The left seems to be gearing up for an attack on the Senate, spurred in part by Sen. Joe Manchin’s ability to stop Biden’s big spending bill. (See, for example, Liberals irked by Manchin call for new Senate apportioned by population.)
They have a point. If each state gets two senators, regardless of its population, that means a person in a low-population state gets more representation than a person in a high-population state. For example, California has 68 times more people than Wyoming, which means that each vote in Wyoming is 68 times more significant than each vote in California. (When it comes to choosing a senator.)
While that’s true, to some extent it begs the question. Is the point of the vote to represent the individual voter, or is the point of the vote to represent other interests?
To illustrate the need to represent other interests, independent of popularity, let’s say somebody is building an athletic facility. They have to decide where to put their resources. Do they divide resources equally among activities — basketball, track and field, weight training, swimming, martial arts, hockey, yoga — or do they divide them by the popularity of each sport? In that case, if 90 percent of the people who use the facility want to play basketball, the other sports would only get 10 percent of the resources.
If you did that, you’d have a big basketball court with an extra room on the side that didn’t meet the needs of any of the other activities (except maybe yoga).
IOW, a purely democratic approach would all but eliminate the interests of the less-popular activities. Generally speaking, we don’t think that’s a good thing. We don’t go too far in the popularity direction, but we also don’t go too far in the “represent each activity equally” direction. Otherwise we’d spend just as much on curling and fencing as we spend on basketball and football. We take popularity into account, but we also want to support the less popular activities.
You can run the same sort of thought experiment with disciplines in a college or books in a library. The solution is almost always not to divide up resources by popularity. The result is that the less-popular disciplines / books get represented more than mere numbers would suggest.
In fact, the opposite phenomenon is a common complaint about big box stores. They only carry the most popular items. If you want something special, you need to order it online, or go to a specialty shop. That works okay with Walmart, since the long tail gets handled online. But it doesn’t work for libraries or sports complexes or governments.
I’m looking at this from a purely organizational perspective, because the historical argument isn’t going to persuade some modern people. (Briefly, it would have been impossible to form a government in the U.S.A. that did not give disproportionate representation to the smaller states.)

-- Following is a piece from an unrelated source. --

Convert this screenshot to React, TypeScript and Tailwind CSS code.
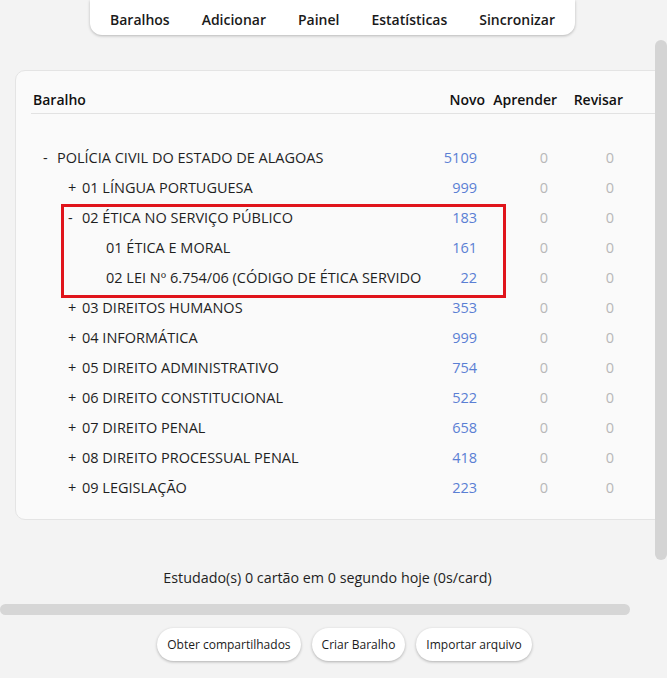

The point of all this is that proportional representation is not always a good thing, and we can see that in many ways. Our system gives disproportional representation to the states, but even if we were to abandon that (states don’t seem quite as important today as they were in the past), it would be a mistake to turn the Senate into a smaller version of the House.
Every source of power needs a check. The popularly voted House of Representatives needs to be counter-balanced by a less representative power, and no matter how you organize that, you’re still going to have Joe Manchins — people who have power out of proportion to the number of people they represent.